Hard to give some concrete advice without knowing more about your solution, constraints, requirements.

But I'll try to give some best practice advice, you decide how they apply to your site or not.

It seems that you are in data mart heaven/hell.

It also sounds like you lack of a detailed warehouse architecture, including development and naming standards. That could be a starting point.

Personally, I'm not too found of having the detail layer using dimensional models, they are better suited for the data mart layer. Problems could be handling conformed dimensions together with disparate fact tables which is different levels of granularity.

A more complete architecture would consist of

  • Stage (source data)
  • Historized detail data layer (transformed to some extent). Modelled in 3rd Normal form or even better in Data Vault
  • Common data marts (dimensional models)
  • information marts (denormalized structures for certain reports).

There is a load of papers and books on these issues.

And no, don't have any suffix/prefix on tables that is connected to some period. That work poorly with standard BI tools and metadata. Perhaps in the information mart layer (where you can rely of some application logic to take care of dynamic naming). The other exception if you store the data in DBMS that can partition by period - and the hide the period part of the table name. These include SAS SPD Server (Dynamic Clusters) or most other RDBMS.

Good luck,

Linus

Data never sleeps
_thesasgeek
Calcite | Level 5

Many thanks Linus for taking the time to reply.

I agree that we have a lack of architecture and development standards as each one was developed in its own right.

I'll have a read up about the 3NF and Data Vault styles.

Can you recommend and books or papers on these topics?

LinusH
Tourmaline | Level 20

Thanks , I'll check out the links!

When it' comes to 3NF modelling, there are tons of books, from Date/Codd until now.
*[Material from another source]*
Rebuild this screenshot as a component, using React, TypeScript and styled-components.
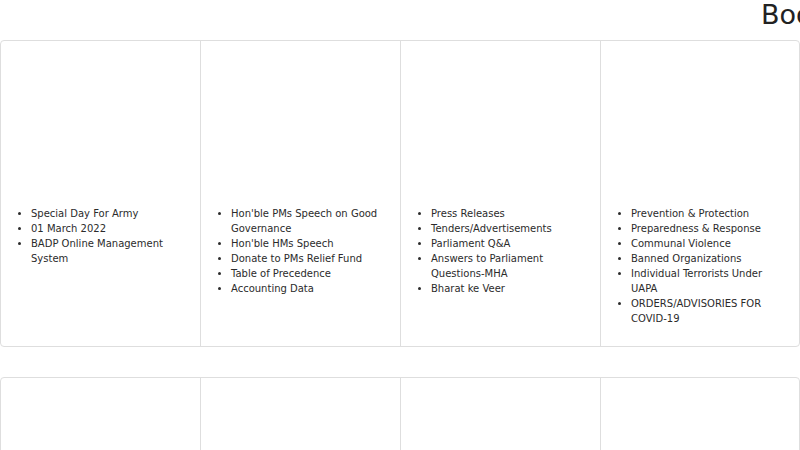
import React from "react";
import styled, { createGlobalStyle } from "styled-components";

const Global = createGlobalStyle`
  html, body { margin: 0; padding: 0; background: #fff; overflow: hidden; }
  body { font-family: "DejaVu Sans", "Liberation Sans", sans-serif; color: #212529; }
`;

const Page = styled.div`
  width: 800px;
  overflow: hidden;
`;

const Header = styled.div`
  height: 40px;
  padding-left: 761px;
  white-space: nowrap;
  overflow: hidden;
`;

const Title = styled.h2`
  margin: 0;
  font-size: 27px;
  font-weight: 400;
  line-height: 30px;
  color: #222;
`;

const CardRow = styled.div`
  display: grid;
  grid-template-columns: 199px 200px 200px 199px;
  border: 1px solid #dedede;
  border-radius: 4px;
  margin-bottom: 30px;
  min-height: 307px;
  box-sizing: border-box;
`;

const Cell = styled.div<{ $first?: boolean }>`
  border-left: ${(p) => (p.$first ? "none" : "1px solid #dedede")};
  padding-top: 165px;
  padding-bottom: 19px;
`;

const List = styled.ul`
  margin: 0;
  padding-left: 30px;
  padding-right: 12px;
  font-size: 10px;
  line-height: 15px;
  color: #2b2b2b;
  list-style: disc;
`;

const columns: string[][] = [
  ["Special Day For Army", "01 March 2022", "BADP Online Management System"],
  [
    "Hon'ble PMs Speech on Good Governance",
    "Hon'ble HMs Speech",
    "Donate to PMs Relief Fund",
    "Table of Precedence",
    "Accounting Data",
  ],
  [
    "Press Releases",
    "Tenders/Advertisements",
    "Parliament Q&A",
    "Answers to Parliament Questions-MHA",
    "Bharat ke Veer",
  ],
  [
    "Prevention & Protection",
    "Preparedness & Response",
    "Communal Violence",
    "Banned Organizations",
    "Individual Terrorists Under UAPA",
    "ORDERS/ADVISORIES FOR COVID-19",
  ],
];

export default function App() {
  return (
    <Page>
      <Global />
      <Header>
        <Title>Books</Title>
      </Header>
      <CardRow>
        {columns.map((items, i) => (
          <Cell key={i} $first={i === 0}>
            <List>
              {items.map((t) => (
                <li key={t}>{t}</li>
              ))}
            </List>
          </Cell>
        ))}
      </CardRow>
      <CardRow>
        {[0, 1, 2, 3].map((i) => (
          <Cell key={i} $first={i === 0} />
        ))}
      </CardRow>
    </Page>
  );
}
Even if it's not solely about modelling, Inmons "Building The Data Warehouse" is still seen as a foundation for most DW architectures.

Data Vault was founded by Dan Linstedt, and he has some good intro papers on Data Vault Series 1 - Data Vault Overview. He also wrote the book "Super Charge Your Data Warehouse" which you got get at http://learndatavault.com/.

There is another more book I wish push for, Hans Hultgrens “Modeling the Agile Data Warehouse with Data Vault”, which is more comprehensive and a bit more pedagogic, on Amazon.

Data never sleeps
Patrick
Opal | Level 21

Just to add a few details to what wrote:

If your target data base allows for partitioning then that's the way to go and having dates in table names would be a bad practice.

Partitioning of base SAS tables (SAS files) is not possible so there and if it's about having something like monthly summery tables I sometimes take the approach of having a date in the table name. I then would also create views over these tables - eg. table_current - which get re-created in the same process that creates the monthly summaries. You then use these views with stable names for registering metadata.

You will find a multitude of books and papers around the subject of data modelling and data architecture. There is one site I really like - not for learning the theory but as a starting point when I have to come up with a data model: http://www.databaseanswers.org/data_models/index.htm

Under the above link there is one model I love specifically Father of all Data Models Data Model

It's not a model one would ever seriously implement as loading or querying such a model would be hell. It's a great model though to explain to customer why requirements like "fully flexible and extensible data model" are unreasonable.

SASKiwi
PROC Star

Plenty of good advice here. However I would disagree that date-suffixed datasets are not best practice under any circumstances.

If you are creating data marts and reporting systems whose entire focus are monthly, for example, monthly-suffixed datasets are worth considering for their simplicity, processing efficiency, easy maintainability and high productivity. They are easy to agreggate across multiple months as well.

I would agree though, that if you require greater flexibility in reporting periods and other dimensions then other architectures, such as those discussed above, are the way to go.

It is worth pointing out that an over-engineeered data warehouse can be as bad as one that is too simplistic and inflexible.

LinusH
Tourmaline | Level 20

If you need a bicycle, don't buy a Ferrari. But with time you might be covering a larger area, and the bike won't do the job no more.

https://communities.sas.com/people/%40thesasgeek describes an under-engineered environment. They tend to be person dependant and cost more to administer in the long run. Also they lack of audibility and traceability and the it's hard to get the "one version of the truth".

Data never sleeps
SASKiwi
PROC Star

Like the analogy. In our case the bicycle is more like a Mini (Cooper S?), agile and fit-for-purpose. The Ferrari is available but it has no comprehensive workshop and user manuals. The mechanics therefore don't understand how it works, have difficulty keeping it well-maintained and struggle with repairs.